Field Music - one of last year's most interesting and unrelentingly indie of bands - have not gone away, you understand, but their individual members have gone solo(ish), and this is the first of several promised efforts from their component parts - in this case David Brewis. In place of his brother Peter and Andrew Moore, this time he's brought along a variety of local indie pop luminaries including Barry Hyde and David Craig of Futureheads and Kenikie's Marie (Du Santiago) Nixon to help him out.

And they get off to a good start. Rockist part 1 is a robotic lo-fi synth fest that recalls the same bits of Denim you can hear in Brewis's previous offerings. With Rockist part 2, the same tune goes industrial, as if the little toy robot that could has wandered into the steelworks to have its innocence stripped away and replaced by heavy guitars and factory crashes.

The result is playful, dark, optimistic and doom-laden all at once, firmly ensconced in a musical almost-genre Northern bands such as Maximo Park and The Human League have long made their own, all poptastic on the surface but with something much deeper behind it. This is helped in no small part by the lyrics - which are sometimes discernible, sometimes just loops used as another instrument.

In places, the album is lush, recalling the heaviness of 70s prog-pop such as Fleetwood Mac, particularly on middle tracks Keep Your Water and Marine Life; a couple of tracks on, and you can hear the influence of Wings in the mix too. The varied styles and experimental feel of Sea From Shore works well, holding your interest from one track to the next as it darts through genres and music history, taking the best bits and remoulding them into something new.

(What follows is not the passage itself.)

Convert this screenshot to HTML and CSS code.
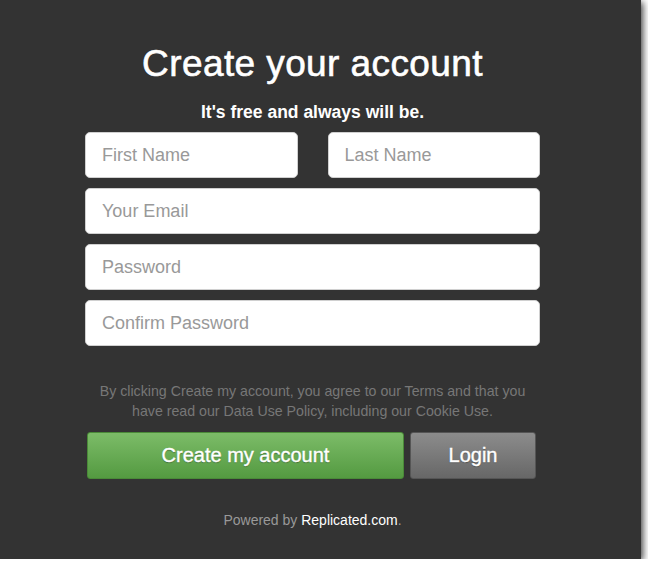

All in all, Sea From Shore sounds enough like Field Music that it sweetens the bitter pill of that band's (semi)-demise. Its enduring cleverness is that its beats and harmonies get more optimistic and uplifting as the album progresses. By the time you reach the end, and parts 3 and 4 of the Rockist quartet, there's a sense of hope, as if the crashing darkness of part 2 can be escaped. The music has become more organic, the little robot has gained a human voice and a heart and has ventured out of the cold, dark city to a look for a lovely summer festival at which to have his next adventure.

Pretentious? Mais oui, mes amis, but with a self-knowing quality that means you'll let it off. Make two beautiful albums, break up, and leave a string of clever solo projects behind you. Other bands take note: it's a winning formula.